The last session of Parliament left Modi looking weak and hobbled. Opposition disruptions totally prevented the Rajya Sabha from functioning, so it could not even consider, let alone pass, Bills cleared by the Lok Sabha on insurance and coal auctions. This raised the possibility of similar disruptions session after session in the future, crippling the government legislatively.
Modi struck back by issuing ordinances on these two issues in December. Now, ordinances are supposed to be used only when an issue is so urgent that it cannot wait for the next parliamentary session. This was hardly the case.So, Modi was criticized for misusing the Constitution. Legal expert Rajeev Dhawan called his action “Constitutional terrorism”.
Unfazed, Modi has decided to use ordinances repeatedly. A third ordinance has now regularized e‐rickshaws in Delhi. A fourth has amended the land acquisition law. A fifth is planned to ensure speedier arbitration. A sixth will ease visa and related conditions for non‐resident Indians. A seventh, on mineral royalties in tribal areas, may also be in the works.
So, Modi’s ordinances are not defensive measures. Rather, he is using them as an attack strategy, to combat the opposition’s disruption strategy in the Rajya Sabha. He aims to show that he means business and will not allow Rajya Sabha disrupters to spoil his strongman image.
More important, Modi is laying the ground for something totally new. He may seek a joint session of both houses of Parliament to convert not just one or two but a vast array of ordinanc es into law in one go.
The Constitution provides for a joint session if a Bill is passed in one House but defeated in the other. This can also be done if the two Houses disagree on amendments to a Bill.
Till now, Modi has taken the position that a joint session of Parliament will be a last resort. The BJP has only 45 seats out of 250 in the Upper House, but has hoped to enlist the support of regional parties to get Rajya Sabha approval for sundry Bills. However, opposition disruption has put paid to that approach. The disrupters will not even let the House consider any Bill, let alone pass it.
So, the Modi government may now view a joint session of Parliament as not a last resort but a first resort. Instead of trying to persuade unpersuadable opponents, it is issuing a series of ordinances on priority issues. It will dare the Rajya Sabha to reject them. If they are rejected, Modi can ask for a joint session.

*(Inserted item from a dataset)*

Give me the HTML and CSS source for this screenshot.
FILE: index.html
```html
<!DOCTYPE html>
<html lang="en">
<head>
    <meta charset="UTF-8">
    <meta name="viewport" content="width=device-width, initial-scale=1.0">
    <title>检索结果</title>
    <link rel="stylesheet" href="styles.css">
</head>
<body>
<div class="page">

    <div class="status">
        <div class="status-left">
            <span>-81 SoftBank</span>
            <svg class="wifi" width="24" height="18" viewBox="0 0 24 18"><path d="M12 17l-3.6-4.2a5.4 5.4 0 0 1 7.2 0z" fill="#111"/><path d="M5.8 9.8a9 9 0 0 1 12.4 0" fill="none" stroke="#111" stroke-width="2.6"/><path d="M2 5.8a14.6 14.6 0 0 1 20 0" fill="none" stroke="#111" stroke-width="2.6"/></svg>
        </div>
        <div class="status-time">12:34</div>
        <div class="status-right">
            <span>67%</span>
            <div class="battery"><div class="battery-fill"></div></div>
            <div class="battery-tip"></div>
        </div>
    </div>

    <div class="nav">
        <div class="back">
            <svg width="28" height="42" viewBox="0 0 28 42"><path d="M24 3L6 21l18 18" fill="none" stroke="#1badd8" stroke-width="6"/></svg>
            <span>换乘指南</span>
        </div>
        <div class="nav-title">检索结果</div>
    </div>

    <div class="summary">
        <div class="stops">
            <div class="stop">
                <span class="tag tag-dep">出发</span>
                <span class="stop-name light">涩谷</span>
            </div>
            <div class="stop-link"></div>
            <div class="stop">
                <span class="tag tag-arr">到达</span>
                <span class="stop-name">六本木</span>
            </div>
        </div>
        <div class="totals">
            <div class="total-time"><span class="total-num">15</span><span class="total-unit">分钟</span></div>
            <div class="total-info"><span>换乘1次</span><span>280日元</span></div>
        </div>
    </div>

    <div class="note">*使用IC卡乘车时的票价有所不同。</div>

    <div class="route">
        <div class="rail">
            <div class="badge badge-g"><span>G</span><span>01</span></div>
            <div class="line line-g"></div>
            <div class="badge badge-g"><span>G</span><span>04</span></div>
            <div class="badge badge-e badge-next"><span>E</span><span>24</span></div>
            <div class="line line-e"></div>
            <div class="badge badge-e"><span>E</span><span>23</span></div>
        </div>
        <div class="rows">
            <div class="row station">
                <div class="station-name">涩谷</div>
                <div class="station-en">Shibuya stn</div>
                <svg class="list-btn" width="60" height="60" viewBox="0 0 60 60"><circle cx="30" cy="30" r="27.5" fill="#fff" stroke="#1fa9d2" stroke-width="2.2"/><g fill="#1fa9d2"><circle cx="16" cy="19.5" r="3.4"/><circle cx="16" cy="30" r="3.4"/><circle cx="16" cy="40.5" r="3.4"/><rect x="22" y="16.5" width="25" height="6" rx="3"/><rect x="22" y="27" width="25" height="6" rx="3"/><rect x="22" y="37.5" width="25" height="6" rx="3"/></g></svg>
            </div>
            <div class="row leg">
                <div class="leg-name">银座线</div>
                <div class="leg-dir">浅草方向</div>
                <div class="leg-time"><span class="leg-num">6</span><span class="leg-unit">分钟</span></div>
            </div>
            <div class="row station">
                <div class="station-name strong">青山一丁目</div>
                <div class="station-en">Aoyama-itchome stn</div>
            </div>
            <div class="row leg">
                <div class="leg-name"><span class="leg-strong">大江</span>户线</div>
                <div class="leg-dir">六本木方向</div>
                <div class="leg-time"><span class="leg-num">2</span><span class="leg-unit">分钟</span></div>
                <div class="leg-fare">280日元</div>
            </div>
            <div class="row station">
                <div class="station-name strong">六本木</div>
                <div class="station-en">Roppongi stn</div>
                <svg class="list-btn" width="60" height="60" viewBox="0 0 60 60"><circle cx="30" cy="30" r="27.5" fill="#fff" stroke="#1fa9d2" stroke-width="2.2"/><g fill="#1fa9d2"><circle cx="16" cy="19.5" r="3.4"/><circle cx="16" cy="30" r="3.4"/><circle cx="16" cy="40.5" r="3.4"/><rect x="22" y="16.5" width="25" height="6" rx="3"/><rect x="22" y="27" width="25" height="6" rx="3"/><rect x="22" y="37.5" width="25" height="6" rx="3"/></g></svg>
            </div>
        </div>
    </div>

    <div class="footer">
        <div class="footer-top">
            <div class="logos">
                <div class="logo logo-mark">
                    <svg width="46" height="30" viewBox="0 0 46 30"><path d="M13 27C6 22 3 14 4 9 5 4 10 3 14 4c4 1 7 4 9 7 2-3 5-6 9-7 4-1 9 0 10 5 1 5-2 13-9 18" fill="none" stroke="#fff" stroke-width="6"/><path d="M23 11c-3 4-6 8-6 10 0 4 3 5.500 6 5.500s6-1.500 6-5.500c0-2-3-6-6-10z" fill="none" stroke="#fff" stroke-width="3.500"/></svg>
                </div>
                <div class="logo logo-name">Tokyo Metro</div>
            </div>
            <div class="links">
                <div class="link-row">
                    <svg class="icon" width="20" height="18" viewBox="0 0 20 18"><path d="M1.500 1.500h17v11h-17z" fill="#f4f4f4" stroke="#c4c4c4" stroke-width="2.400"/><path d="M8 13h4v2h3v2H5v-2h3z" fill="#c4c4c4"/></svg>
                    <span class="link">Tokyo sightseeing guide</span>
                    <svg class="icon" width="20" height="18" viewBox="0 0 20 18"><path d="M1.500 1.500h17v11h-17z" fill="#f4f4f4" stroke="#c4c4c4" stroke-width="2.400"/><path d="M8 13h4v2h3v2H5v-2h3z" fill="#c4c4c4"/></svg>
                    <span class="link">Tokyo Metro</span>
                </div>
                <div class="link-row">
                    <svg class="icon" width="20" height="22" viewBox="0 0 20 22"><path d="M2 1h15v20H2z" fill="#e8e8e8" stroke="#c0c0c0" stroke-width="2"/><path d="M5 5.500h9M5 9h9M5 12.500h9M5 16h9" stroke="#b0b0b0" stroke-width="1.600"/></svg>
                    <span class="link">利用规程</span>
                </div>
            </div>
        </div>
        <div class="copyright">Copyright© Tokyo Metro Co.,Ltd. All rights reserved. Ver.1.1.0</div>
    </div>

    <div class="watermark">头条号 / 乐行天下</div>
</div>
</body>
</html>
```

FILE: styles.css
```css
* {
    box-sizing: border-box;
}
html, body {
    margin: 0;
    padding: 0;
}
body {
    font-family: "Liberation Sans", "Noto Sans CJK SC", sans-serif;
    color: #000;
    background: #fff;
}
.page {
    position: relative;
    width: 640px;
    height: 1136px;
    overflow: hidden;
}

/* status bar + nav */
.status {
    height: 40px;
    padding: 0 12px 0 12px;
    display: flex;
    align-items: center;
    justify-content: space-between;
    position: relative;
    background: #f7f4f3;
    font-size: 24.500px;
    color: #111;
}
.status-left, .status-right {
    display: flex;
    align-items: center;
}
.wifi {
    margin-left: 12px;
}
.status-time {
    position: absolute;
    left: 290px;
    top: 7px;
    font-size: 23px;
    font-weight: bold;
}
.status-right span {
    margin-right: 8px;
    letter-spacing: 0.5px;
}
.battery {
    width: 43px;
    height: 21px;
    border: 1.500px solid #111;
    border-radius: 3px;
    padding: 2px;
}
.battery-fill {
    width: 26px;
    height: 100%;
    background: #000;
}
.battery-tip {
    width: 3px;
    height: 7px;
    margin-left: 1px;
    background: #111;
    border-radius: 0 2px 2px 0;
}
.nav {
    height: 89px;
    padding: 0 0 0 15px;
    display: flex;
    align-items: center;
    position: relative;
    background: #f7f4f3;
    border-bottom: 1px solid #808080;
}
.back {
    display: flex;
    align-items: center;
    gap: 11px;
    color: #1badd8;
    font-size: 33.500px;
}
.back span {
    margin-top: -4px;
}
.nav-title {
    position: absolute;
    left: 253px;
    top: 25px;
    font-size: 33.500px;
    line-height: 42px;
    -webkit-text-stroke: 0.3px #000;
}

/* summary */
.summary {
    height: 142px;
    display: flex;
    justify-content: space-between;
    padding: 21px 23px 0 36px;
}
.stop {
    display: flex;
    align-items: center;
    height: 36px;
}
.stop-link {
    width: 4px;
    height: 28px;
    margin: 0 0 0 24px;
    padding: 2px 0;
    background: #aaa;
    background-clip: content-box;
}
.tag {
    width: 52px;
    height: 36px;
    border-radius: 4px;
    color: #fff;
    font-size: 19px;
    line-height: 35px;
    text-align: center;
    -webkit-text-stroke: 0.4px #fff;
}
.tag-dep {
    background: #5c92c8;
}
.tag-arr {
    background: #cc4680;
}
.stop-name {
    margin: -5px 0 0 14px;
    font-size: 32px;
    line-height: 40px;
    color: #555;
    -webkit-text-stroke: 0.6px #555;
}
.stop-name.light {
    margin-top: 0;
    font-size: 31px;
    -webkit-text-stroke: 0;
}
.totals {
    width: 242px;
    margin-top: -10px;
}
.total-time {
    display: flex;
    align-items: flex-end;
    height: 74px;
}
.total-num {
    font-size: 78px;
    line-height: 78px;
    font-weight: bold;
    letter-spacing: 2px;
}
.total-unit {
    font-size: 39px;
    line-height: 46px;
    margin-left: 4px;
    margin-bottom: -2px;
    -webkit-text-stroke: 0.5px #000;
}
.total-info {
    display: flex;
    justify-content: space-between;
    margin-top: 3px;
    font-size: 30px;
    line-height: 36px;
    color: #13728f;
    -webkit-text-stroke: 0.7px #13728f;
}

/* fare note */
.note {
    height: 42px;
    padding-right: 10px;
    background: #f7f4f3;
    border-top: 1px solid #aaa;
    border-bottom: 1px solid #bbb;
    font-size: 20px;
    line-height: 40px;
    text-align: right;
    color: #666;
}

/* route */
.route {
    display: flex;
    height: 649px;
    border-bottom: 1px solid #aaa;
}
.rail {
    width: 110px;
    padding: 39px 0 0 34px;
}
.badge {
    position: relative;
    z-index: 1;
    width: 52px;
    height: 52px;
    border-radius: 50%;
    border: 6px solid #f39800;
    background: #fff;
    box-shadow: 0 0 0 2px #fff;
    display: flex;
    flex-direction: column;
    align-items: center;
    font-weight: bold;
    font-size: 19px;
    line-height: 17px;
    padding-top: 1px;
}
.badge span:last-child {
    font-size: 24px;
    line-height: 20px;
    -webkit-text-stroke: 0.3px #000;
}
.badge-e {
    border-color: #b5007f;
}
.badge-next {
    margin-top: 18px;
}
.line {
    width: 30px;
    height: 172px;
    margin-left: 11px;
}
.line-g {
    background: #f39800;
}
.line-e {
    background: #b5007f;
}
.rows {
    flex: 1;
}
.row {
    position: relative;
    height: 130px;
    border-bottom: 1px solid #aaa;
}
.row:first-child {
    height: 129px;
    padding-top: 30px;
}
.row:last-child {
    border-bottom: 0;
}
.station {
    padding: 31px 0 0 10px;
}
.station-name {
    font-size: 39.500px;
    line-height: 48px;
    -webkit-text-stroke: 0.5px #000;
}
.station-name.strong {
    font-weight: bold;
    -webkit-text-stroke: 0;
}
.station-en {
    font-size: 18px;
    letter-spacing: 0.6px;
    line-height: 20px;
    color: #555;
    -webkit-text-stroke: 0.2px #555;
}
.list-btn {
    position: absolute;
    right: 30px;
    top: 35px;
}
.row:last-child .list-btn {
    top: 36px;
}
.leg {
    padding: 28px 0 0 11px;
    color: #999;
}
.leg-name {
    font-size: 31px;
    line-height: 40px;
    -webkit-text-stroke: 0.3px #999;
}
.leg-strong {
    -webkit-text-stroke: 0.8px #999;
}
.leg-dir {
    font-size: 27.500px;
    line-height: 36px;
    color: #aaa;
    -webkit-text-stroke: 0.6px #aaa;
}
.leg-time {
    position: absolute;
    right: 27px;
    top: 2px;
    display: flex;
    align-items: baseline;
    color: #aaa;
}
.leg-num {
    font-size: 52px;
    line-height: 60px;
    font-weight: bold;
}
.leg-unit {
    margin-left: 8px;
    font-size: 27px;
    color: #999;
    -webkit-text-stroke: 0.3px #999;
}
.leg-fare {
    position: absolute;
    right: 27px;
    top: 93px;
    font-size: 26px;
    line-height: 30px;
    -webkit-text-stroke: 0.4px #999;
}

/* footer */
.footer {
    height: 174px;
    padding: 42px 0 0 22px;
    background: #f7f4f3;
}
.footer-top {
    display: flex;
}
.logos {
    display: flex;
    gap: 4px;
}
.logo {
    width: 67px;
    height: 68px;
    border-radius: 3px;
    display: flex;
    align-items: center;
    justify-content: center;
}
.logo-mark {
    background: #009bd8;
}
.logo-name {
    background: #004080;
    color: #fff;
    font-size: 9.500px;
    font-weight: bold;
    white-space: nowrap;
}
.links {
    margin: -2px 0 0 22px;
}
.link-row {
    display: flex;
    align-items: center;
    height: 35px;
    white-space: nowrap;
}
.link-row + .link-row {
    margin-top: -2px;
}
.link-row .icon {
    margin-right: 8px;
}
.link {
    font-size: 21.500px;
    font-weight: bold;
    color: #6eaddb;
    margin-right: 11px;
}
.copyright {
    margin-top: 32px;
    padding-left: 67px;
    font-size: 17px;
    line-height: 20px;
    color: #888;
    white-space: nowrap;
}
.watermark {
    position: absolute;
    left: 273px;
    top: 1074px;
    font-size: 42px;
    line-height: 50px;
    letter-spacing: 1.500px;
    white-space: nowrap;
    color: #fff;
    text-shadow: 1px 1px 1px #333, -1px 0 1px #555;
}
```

But opposition disrupters may sabotage this approach by simply not allowing the Rajya Sab ha to vote at all. If the House does not explicitly reject a Bill, rejection cannot be cited a ground for convening a joint session. In theory, disrupters can paralyse the Rajya Sabha session after session, preventing a vote in the House ad infinitum.
But Modi can find succour in one more Constitutional provision on joint sessions. If one House passes a Bill but the second House neither accepts not rejects it for six months, then too the President can convene a joint session to settle the matter.
Parliament will adjourn once or twice during this six‐month period. Between sessions, the same Bills can be re‐issued as ordinances. Critics will lambast this as Ordinance Raj. However, in the Bihar Ordinance Raj case, the Supreme Court said that repeated ordinances were undesirable but not illegal. That will hold good here too.
The Lok Sabha will pass all Modi’s ordinances in its next session. These will then go to the Rajya Sabha. Disrupters may try to prevent a vote. But after six months of Rajya Sabha failure to vote, Modi can ask for a joint session of Parliament. This joint session can then pass a whole raft of Bills. Far from being an exceptional legislative route, the joint session can become the standard route to ram through most legislation.
For decades I have criticized Ordinance Raj by central and state governments as an erosion of democracy. Yet the disrupters in the Rajya Sabha are even greater eroders of democracy. Every party has been guilty of preventing legislatures from functioning in the past, and so none is willing to physically throw out disrupters.
Interesting question: what will happen if opposition rowdies prevent even a joint session from functioning? Will all parties finally accept that disruption is not a fundamental right of MPs, and throw out the disrupters? I truly hope so.